Instruction => Return each line of the data below verbatim; pictures are to be left out.

● ● ● ●

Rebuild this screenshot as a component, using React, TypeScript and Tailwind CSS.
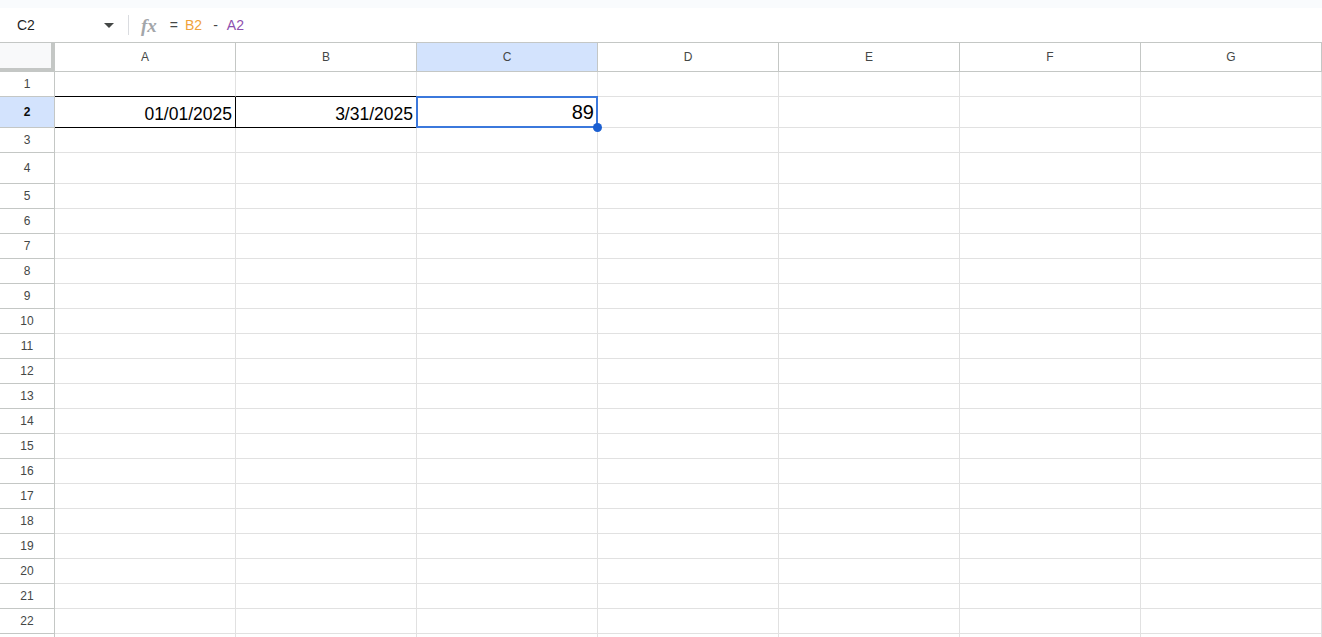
const COLS = ["A", "B", "C", "D", "E", "F", "G"];
const ROW_HEIGHTS: Record<number, string> = { 2: "h-[31px]", 4: "h-[31px]" };
const ROWS = Array.from({ length: 23 }, (_, i) => i + 1);

function FormulaBar() {
  return (
    <div className="flex h-[34px] items-center bg-white">
      <div className="flex w-[128px] items-center pl-[17px] pr-[14px]">
        <span className="text-[14px] text-[#1f1f1f]">C2</span>
        <svg className="ml-auto" width="10" height="5" viewBox="0 0 10 5">
          <path d="M0 0h10L5 5z" fill="#444746" />
        </svg>
      </div>
      <div className="h-[20px] w-px bg-[#dadce0]" />
      <span className="ml-[12px] font-['Liberation_Serif',serif] text-[19px] font-semibold italic leading-none text-[#a3a6aa]">fx</span>
      <div className="ml-[13px] flex items-center text-[14px]">
        <span className="text-[#444746]">=</span>
        <span className="ml-[7px] text-[#f0a33c]">B2</span>
        <span className="ml-[11px] text-[#444746]">-</span>
        <span className="ml-[9px] text-[#8e4fae]">A2</span>
      </div>
    </div>
  );
}

function HeaderRow() {
  return (
    <div className="flex h-[30px] border-t border-[#c4c7c5]">
      <div className="box-border w-[55px] border-b-4 border-r-4 border-[#c4c7c5] bg-[#f8f9fa]" />
      {COLS.map((c) => (
        <div
          key={c}
          className={`flex w-[181px] items-center justify-center border-b border-r border-[#c4c7c5] text-[12px] text-[#444746] ${
            c === "C" ? "bg-[#d3e3fd] text-[#0b0b0b]" : "bg-white"
          }`}
        >
          {c}
        </div>
      ))}
    </div>
  );
}

function Cell({ row, col }: { row: number; col: string }) {
  const boxed = col === "A" || col === "B";
  const selected = row === 2 && col === "C";
  let border = "border-[#e1e1e1]";
  if (row === 1 && boxed) border = "border-r-[#e1e1e1] border-b-black";
  if (row === 2 && boxed) border = "border-black";

  let value = "";
  if (row === 2 && col === "A") value = "01/01/2025";
  if (row === 2 && col === "B") value = "3/31/2025";
  if (selected) value = "89";

  return (
    <div
      className={`relative flex w-[181px] items-end justify-end border-b border-r pb-[3px] pr-[3px] text-black ${border} ${
        col === "C" ? "text-[20px] leading-[24px]" : "text-[17.5px] leading-[20px]"
      } ${selected ? "z-10" : ""}`}
    >
      {value}
      {selected && (
        <>
          <div className="pointer-events-none absolute -bottom-px -left-px -right-px -top-px border-2 border-[#3b78dc]" />
          <div className="absolute -bottom-[5px] -right-[5px] h-[9px] w-[9px] rounded-full bg-[#1b5fd1]" />
        </>
      )}
    </div>
  );
}

export default function App() {
  return (
    <div className="h-[637px] w-[1322px] overflow-hidden bg-white font-['Liberation_Sans',Arial,sans-serif]">
      <div className="h-[8px] bg-[#f9fbfd]" />
      <FormulaBar />
      <HeaderRow />
      {ROWS.map((r) => (
        <div key={r} className={`flex ${ROW_HEIGHTS[r] ?? "h-[25px]"}`}>
          <div
            className={`flex w-[55px] items-center justify-center border-b border-r border-[#c4c7c5] text-[12px] ${
              r === 2 ? "bg-[#d3e3fd] font-bold text-[#0b0b0b]" : "bg-white text-[#444746]"
            }`}
          >
            {r < 23 ? r : ""}
          </div>
          {COLS.map((c) => (
            <Cell key={c} row={r} col={c} />
          ))}
        </div>
      ))}
    </div>
  );
}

● ● ● ●

Solution for this task =>
Rebuild this screenshot as a component, using React, TypeScript and Tailwind CSS.
const COLS = ["A", "B", "C", "D", "E", "F", "G"];
const ROW_HEIGHTS: Record<number, string> = { 2: "h-[31px]", 4: "h-[31px]" };
const ROWS = Array.from({ length: 23 }, (_, i) => i + 1);

function FormulaBar() {
  return (
    <div className="flex h-[34px] items-center bg-white">
      <div className="flex w-[128px] items-center pl-[17px] pr-[14px]">
        <span className="text-[14px] text-[#1f1f1f]">C2</span>
        <svg className="ml-auto" width="10" height="5" viewBox="0 0 10 5">
          <path d="M0 0h10L5 5z" fill="#444746" />
        </svg>
      </div>
      <div className="h-[20px] w-px bg-[#dadce0]" />
      <span className="ml-[12px] font-['Liberation_Serif',serif] text-[19px] font-semibold italic leading-none text-[#a3a6aa]">fx</span>
      <div className="ml-[13px] flex items-center text-[14px]">
        <span className="text-[#444746]">=</span>
        <span className="ml-[7px] text-[#f0a33c]">B2</span>
        <span className="ml-[11px] text-[#444746]">-</span>
        <span className="ml-[9px] text-[#8e4fae]">A2</span>
      </div>
    </div>
  );
}

function HeaderRow() {
  return (
    <div className="flex h-[30px] border-t border-[#c4c7c5]">
      <div className="box-border w-[55px] border-b-4 border-r-4 border-[#c4c7c5] bg-[#f8f9fa]" />
      {COLS.map((c) => (
        <div
          key={c}
          className={`flex w-[181px] items-center justify-center border-b border-r border-[#c4c7c5] text-[12px] text-[#444746] ${
            c === "C" ? "bg-[#d3e3fd] text-[#0b0b0b]" : "bg-white"
          }`}
        >
          {c}
        </div>
      ))}
    </div>
  );
}

function Cell({ row, col }: { row: number; col: string }) {
  const boxed = col === "A" || col === "B";
  const selected = row === 2 && col === "C";
  let border = "border-[#e1e1e1]";
  if (row === 1 && boxed) border = "border-r-[#e1e1e1] border-b-black";
  if (row === 2 && boxed) border = "border-black";

  let value = "";
  if (row === 2 && col === "A") value = "01/01/2025";
  if (row === 2 && col === "B") value = "3/31/2025";
  if (selected) value = "89";

  return (
    <div
      className={`relative flex w-[181px] items-end justify-end border-b border-r pb-[3px] pr-[3px] text-black ${border} ${
        col === "C" ? "text-[20px] leading-[24px]" : "text-[17.5px] leading-[20px]"
      } ${selected ? "z-10" : ""}`}
    >
      {value}
      {selected && (
        <>
          <div className="pointer-events-none absolute -bottom-px -left-px -right-px -top-px border-2 border-[#3b78dc]" />
          <div className="absolute -bottom-[5px] -right-[5px] h-[9px] w-[9px] rounded-full bg-[#1b5fd1]" />
        </>
      )}
    </div>
  );
}

export default function App() {
  return (
    <div className="h-[637px] w-[1322px] overflow-hidden bg-white font-['Liberation_Sans',Arial,sans-serif]">
      <div className="h-[8px] bg-[#f9fbfd]" />
      <FormulaBar />
      <HeaderRow />
      {ROWS.map((r) => (
        <div key={r} className={`flex ${ROW_HEIGHTS[r] ?? "h-[25px]"}`}>
          <div
            className={`flex w-[55px] items-center justify-center border-b border-r border-[#c4c7c5] text-[12px] ${
              r === 2 ? "bg-[#d3e3fd] font-bold text-[#0b0b0b]" : "bg-white text-[#444746]"
            }`}
          >
            {r < 23 ? r : ""}
          </div>
          {COLS.map((c) => (
            <Cell key={c} row={r} col={c} />
          ))}
        </div>
      ))}
    </div>
  );
}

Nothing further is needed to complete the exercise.